*Dataset excerpt:*
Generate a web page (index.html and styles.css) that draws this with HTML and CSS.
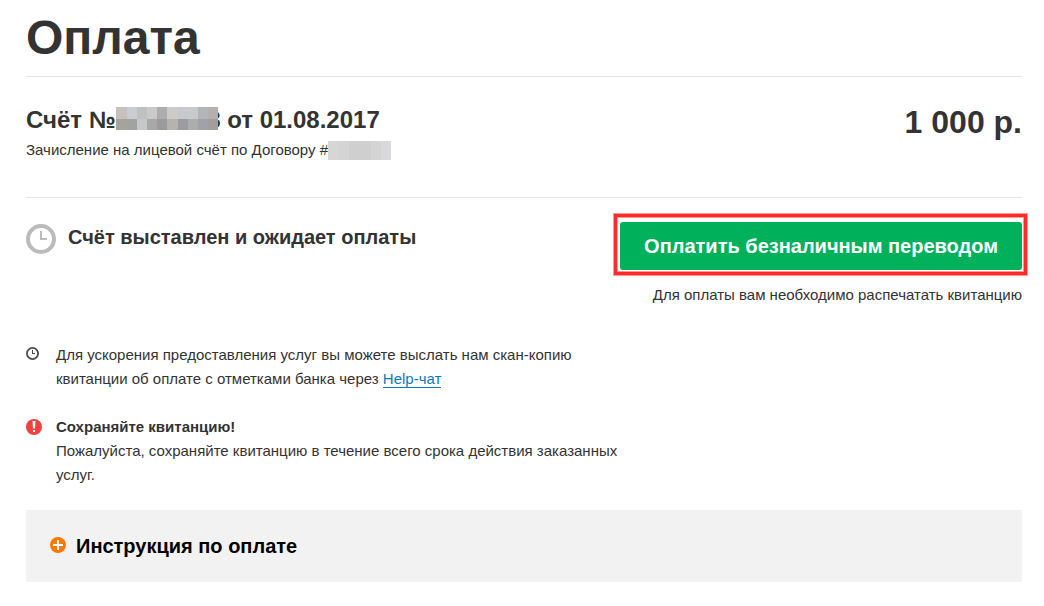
FILE: index.html
```html
<!DOCTYPE html>
<html lang="ru">
<head>
<meta charset="utf-8">
<meta name="viewport" content="width=device-width, initial-scale=1">
<title>Оплата</title>
<link rel="stylesheet" href="styles.css">
</head>
<body>
<main class="page">
  <h1 class="title">Оплата</h1>

  <section class="invoice">
    <div class="invoice-info">
      <h2 class="invoice-name">Счёт №<span class="number">8<svg class="mosaic" viewBox="0 0 102 23" preserveAspectRatio="none" aria-hidden="true" shape-rendering="crispEdges">
        <path fill="#c5c1bd" d="M0 0h11v12H0z"/><path fill="#cbccd1" d="M11 0h10v12H11z"/><path fill="#c0c0c0" d="M21 0h10v12H21z"/><path fill="#c9c9c9" d="M31 0h10v12H31z"/><path fill="#adadad" d="M41 0h10v12H41z"/><path fill="#cdcbc7" d="M51 0h11v12H51z"/><path fill="#c7c9cc" d="M62 0h10v12H62z"/><path fill="#c9c9c9" d="M72 0h10v12H72z"/><path fill="#b3b4b7" d="M82 0h10v12H82z"/><path fill="#b3b0ad" d="M92 0h10v12H92z"/>
        <path fill="#a6a39b" d="M0 12h11v11H0z"/><path fill="#a2a3a1" d="M11 12h10v11H11z"/><path fill="#c6c7c9" d="M21 12h10v11H21z"/><path fill="#a9a8a6" d="M31 12h10v11H31z"/><path fill="#9b9b9b" d="M41 12h10v11H41z"/><path fill="#b6b2ae" d="M51 12h11v11H51z"/><path fill="#9b9c9f" d="M62 12h10v11H62z"/><path fill="#adadad" d="M72 12h10v11H72z"/><path fill="#a1a2a9" d="M82 12h10v11H82z"/><path fill="#a19e9c" d="M92 12h10v11H92z"/>
      </svg></span> от 01.08.2017</h2>
      <p class="text contract">Зачисление на лицевой счёт по Договору # <span class="hidden-contract"></span></p>
    </div>
    <p class="price">1 000 р.</p>
  </section>

  <section class="payment">
    <div class="status">
      <svg class="status-icon" viewBox="0 0 30 30" aria-hidden="true"><circle cx="15" cy="15" r="13" fill="none" stroke="#bbb" stroke-width="4"/><path d="M14 7h2v7h5v2h-7z" fill="#bbb"/></svg>
      <h2 class="heading">Счёт выставлен и ожидает оплаты</h2>
    </div>
    <div class="action">
      <button class="pay" type="button">Оплатить безналичным переводом</button>
      <p class="text">Для оплаты вам необходимо распечатать квитанцию</p>
    </div>
  </section>

  <section class="notes">
    <div class="note">
      <svg class="note-icon" viewBox="0 0 16 16" aria-hidden="true"><circle cx="6.5" cy="6.5" r="5.6" fill="none" stroke="#4b4b4b" stroke-width="1.8"/><path d="M6 3h1v3h2v1H6z" fill="#4b4b4b"/></svg>
      <p class="text">Для ускорения предоставления услуг вы можете выслать нам скан-копию квитанции об оплате с отметками банка через <a class="link" href="#chat">Help-чат</a></p>
    </div>
    <div class="note">
      <svg class="note-icon" viewBox="0 0 16 16" aria-hidden="true"><circle cx="8" cy="8" r="8" fill="#ee4140"/><path d="M6.5 2h3L9 9.5H7zM7 11h2v2H7z" fill="#fff"/></svg>
      <p class="text"><strong>Сохраняйте квитанцию!</strong><br>Пожалуйста, сохраняйте квитанцию в течение всего срока действия заказанных услуг.</p>
    </div>
  </section>

  <button class="guide" type="button" aria-expanded="false">
    <svg class="guide-icon" viewBox="0 0 16 16" aria-hidden="true"><circle cx="8" cy="8" r="8" fill="#ff7800"/><path d="M7 3h2v4h4v2H9v4H7V9H3V7h4z" fill="#fff"/></svg>
    <span class="heading">Инструкция по оплате</span>
  </button>
</main>
</body>
</html>
```
FILE: styles.css
```css
* {
  box-sizing: border-box;
}

body {
  margin: 0;
  background: #fff;
  color: #333;
  font-family: "Liberation Sans", Arial, sans-serif;
}

h1, h2, p {
  margin: 0;
}

.page {
  padding: 10px 22px 24px 26px;
}

.title {
  padding-bottom: 10px;
  border-bottom: 1px solid #e5e5e5;
  font-size: 48px;
  line-height: 56px;
}

.invoice {
  display: flex;
  justify-content: space-between;
  gap: 24px;
  padding: 25px 0 35px;
  border-bottom: 1px solid #e5e5e5;
}

.invoice-info {
  padding-top: 2px;
}

.invoice-name {
  font-size: 24px;
  line-height: 32px;
}

.number {
  position: relative;
  display: inline-block;
  width: 105px;
  text-align: right;
}

.mosaic {
  position: absolute;
  top: 3px;
  left: 1px;
  width: 102px;
  height: 23px;
}

.text {
  font-size: 15px;
  line-height: 24px;
}

.contract {
  display: flex;
  align-items: center;
  margin-top: 2px;
}

.hidden-contract {
  width: 63px;
  height: 19px;
  background: linear-gradient(90deg, #d7d6d5 0 10px, #d4d4d4 10px 21px, #cfcfcf 21px 43px, #d4d4d4 43px 53px, #d9d9dc 53px);
}

.price {
  font-size: 32px;
  font-weight: bold;
  line-height: 40px;
}

.payment {
  display: flex;
  justify-content: space-between;
  gap: 24px;
  padding-top: 24px;
}

.status {
  display: flex;
  align-items: flex-start;
  gap: 12px;
  padding-top: 2px;
}

.status-icon {
  flex: none;
  width: 30px;
  height: 30px;
}

.heading {
  font-size: 20px;
  font-weight: bold;
  line-height: 24px;
}

.status .heading {
  padding-top: 1px;
}

.action {
  display: flex;
  flex-direction: column;
  align-items: flex-end;
  gap: 13px;
}

.pay {
  position: relative;
  padding: 12px 24px;
  border: 0;
  border-radius: 3px;
  background: #00b05b;
  color: #fff;
  font-family: inherit;
  font-size: 20px;
  font-weight: bold;
  line-height: 24px;
  cursor: pointer;
}

.pay::after {
  position: absolute;
  inset: -8px -5px -5px -6px;
  border: 3px solid #ff2a2a;
  box-shadow: 0 0 0 1px #ff9a9a, inset 0 0 0 1px #ff9a9a;
  content: "";
}

.notes {
  display: grid;
  gap: 24px;
  width: 60%;
  padding: 36px 0 23px;
}

.note {
  display: flex;
  gap: 14px;
}

.note-icon {
  flex: none;
  width: 16px;
  height: 16px;
  margin-top: 4px;
}

.link {
  border-bottom: 1px solid #0e7ab8;
  color: #0e7ab8;
  line-height: 16px;
  text-decoration: none;
}

.guide {
  display: flex;
  align-items: center;
  gap: 10px;
  width: 100%;
  padding: 24px;
  border: 0;
  background: #f2f2f2;
  color: #000;
  font-family: inherit;
  text-align: left;
  cursor: pointer;
}

.guide-icon {
  flex: none;
  width: 16px;
  height: 16px;
  margin-bottom: 2px;
}
```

*Aim of the exercise:* Transcribe the material exactly, keeping every word and none of the pictures.

*Result below:*
Generate a web page (index.html and styles.css) that draws this with HTML and CSS.
FILE: index.html
```html
<!DOCTYPE html>
<html lang="ru">
<head>
<meta charset="utf-8">
<meta name="viewport" content="width=device-width, initial-scale=1">
<title>Оплата</title>
<link rel="stylesheet" href="styles.css">
</head>
<body>
<main class="page">
  <h1 class="title">Оплата</h1>

  <section class="invoice">
    <div class="invoice-info">
      <h2 class="invoice-name">Счёт №<span class="number">8<svg class="mosaic" viewBox="0 0 102 23" preserveAspectRatio="none" aria-hidden="true" shape-rendering="crispEdges">
        <path fill="#c5c1bd" d="M0 0h11v12H0z"/><path fill="#cbccd1" d="M11 0h10v12H11z"/><path fill="#c0c0c0" d="M21 0h10v12H21z"/><path fill="#c9c9c9" d="M31 0h10v12H31z"/><path fill="#adadad" d="M41 0h10v12H41z"/><path fill="#cdcbc7" d="M51 0h11v12H51z"/><path fill="#c7c9cc" d="M62 0h10v12H62z"/><path fill="#c9c9c9" d="M72 0h10v12H72z"/><path fill="#b3b4b7" d="M82 0h10v12H82z"/><path fill="#b3b0ad" d="M92 0h10v12H92z"/>
        <path fill="#a6a39b" d="M0 12h11v11H0z"/><path fill="#a2a3a1" d="M11 12h10v11H11z"/><path fill="#c6c7c9" d="M21 12h10v11H21z"/><path fill="#a9a8a6" d="M31 12h10v11H31z"/><path fill="#9b9b9b" d="M41 12h10v11H41z"/><path fill="#b6b2ae" d="M51 12h11v11H51z"/><path fill="#9b9c9f" d="M62 12h10v11H62z"/><path fill="#adadad" d="M72 12h10v11H72z"/><path fill="#a1a2a9" d="M82 12h10v11H82z"/><path fill="#a19e9c" d="M92 12h10v11H92z"/>
      </svg></span> от 01.08.2017</h2>
      <p class="text contract">Зачисление на лицевой счёт по Договору # <span class="hidden-contract"></span></p>
    </div>
    <p class="price">1 000 р.</p>
  </section>

  <section class="payment">
    <div class="status">
      <svg class="status-icon" viewBox="0 0 30 30" aria-hidden="true"><circle cx="15" cy="15" r="13" fill="none" stroke="#bbb" stroke-width="4"/><path d="M14 7h2v7h5v2h-7z" fill="#bbb"/></svg>
      <h2 class="heading">Счёт выставлен и ожидает оплаты</h2>
    </div>
    <div class="action">
      <button class="pay" type="button">Оплатить безналичным переводом</button>
      <p class="text">Для оплаты вам необходимо распечатать квитанцию</p>
    </div>
  </section>

  <section class="notes">
    <div class="note">
      <svg class="note-icon" viewBox="0 0 16 16" aria-hidden="true"><circle cx="6.5" cy="6.5" r="5.6" fill="none" stroke="#4b4b4b" stroke-width="1.8"/><path d="M6 3h1v3h2v1H6z" fill="#4b4b4b"/></svg>
      <p class="text">Для ускорения предоставления услуг вы можете выслать нам скан-копию квитанции об оплате с отметками банка через <a class="link" href="#chat">Help-чат</a></p>
    </div>
    <div class="note">
      <svg class="note-icon" viewBox="0 0 16 16" aria-hidden="true"><circle cx="8" cy="8" r="8" fill="#ee4140"/><path d="M6.5 2h3L9 9.5H7zM7 11h2v2H7z" fill="#fff"/></svg>
      <p class="text"><strong>Сохраняйте квитанцию!</strong><br>Пожалуйста, сохраняйте квитанцию в течение всего срока действия заказанных услуг.</p>
    </div>
  </section>

  <button class="guide" type="button" aria-expanded="false">
    <svg class="guide-icon" viewBox="0 0 16 16" aria-hidden="true"><circle cx="8" cy="8" r="8" fill="#ff7800"/><path d="M7 3h2v4h4v2H9v4H7V9H3V7h4z" fill="#fff"/></svg>
    <span class="heading">Инструкция по оплате</span>
  </button>
</main>
</body>
</html>
```
FILE: styles.css
```css
* {
  box-sizing: border-box;
}

body {
  margin: 0;
  background: #fff;
  color: #333;
  font-family: "Liberation Sans", Arial, sans-serif;
}

h1, h2, p {
  margin: 0;
}

.page {
  padding: 10px 22px 24px 26px;
}

.title {
  padding-bottom: 10px;
  border-bottom: 1px solid #e5e5e5;
  font-size: 48px;
  line-height: 56px;
}

.invoice {
  display: flex;
  justify-content: space-between;
  gap: 24px;
  padding: 25px 0 35px;
  border-bottom: 1px solid #e5e5e5;
}

.invoice-info {
  padding-top: 2px;
}

.invoice-name {
  font-size: 24px;
  line-height: 32px;
}

.number {
  position: relative;
  display: inline-block;
  width: 105px;
  text-align: right;
}

.mosaic {
  position: absolute;
  top: 3px;
  left: 1px;
  width: 102px;
  height: 23px;
}

.text {
  font-size: 15px;
  line-height: 24px;
}

.contract {
  display: flex;
  align-items: center;
  margin-top: 2px;
}

.hidden-contract {
  width: 63px;
  height: 19px;
  background: linear-gradient(90deg, #d7d6d5 0 10px, #d4d4d4 10px 21px, #cfcfcf 21px 43px, #d4d4d4 43px 53px, #d9d9dc 53px);
}

.price {
  font-size: 32px;
  font-weight: bold;
  line-height: 40px;
}

.payment {
  display: flex;
  justify-content: space-between;
  gap: 24px;
  padding-top: 24px;
}

.status {
  display: flex;
  align-items: flex-start;
  gap: 12px;
  padding-top: 2px;
}

.status-icon {
  flex: none;
  width: 30px;
  height: 30px;
}

.heading {
  font-size: 20px;
  font-weight: bold;
  line-height: 24px;
}

.status .heading {
  padding-top: 1px;
}

.action {
  display: flex;
  flex-direction: column;
  align-items: flex-end;
  gap: 13px;
}

.pay {
  position: relative;
  padding: 12px 24px;
  border: 0;
  border-radius: 3px;
  background: #00b05b;
  color: #fff;
  font-family: inherit;
  font-size: 20px;
  font-weight: bold;
  line-height: 24px;
  cursor: pointer;
}

.pay::after {
  position: absolute;
  inset: -8px -5px -5px -6px;
  border: 3px solid #ff2a2a;
  box-shadow: 0 0 0 1px #ff9a9a, inset 0 0 0 1px #ff9a9a;
  content: "";
}

.notes {
  display: grid;
  gap: 24px;
  width: 60%;
  padding: 36px 0 23px;
}

.note {
  display: flex;
  gap: 14px;
}

.note-icon {
  flex: none;
  width: 16px;
  height: 16px;
  margin-top: 4px;
}

.link {
  border-bottom: 1px solid #0e7ab8;
  color: #0e7ab8;
  line-height: 16px;
  text-decoration: none;
}

.guide {
  display: flex;
  align-items: center;
  gap: 10px;
  width: 100%;
  padding: 24px;
  border: 0;
  background: #f2f2f2;
  color: #000;
  font-family: inherit;
  text-align: left;
  cursor: pointer;
}

.guide-icon {
  flex: none;
  width: 16px;
  height: 16px;
  margin-bottom: 2px;
}
```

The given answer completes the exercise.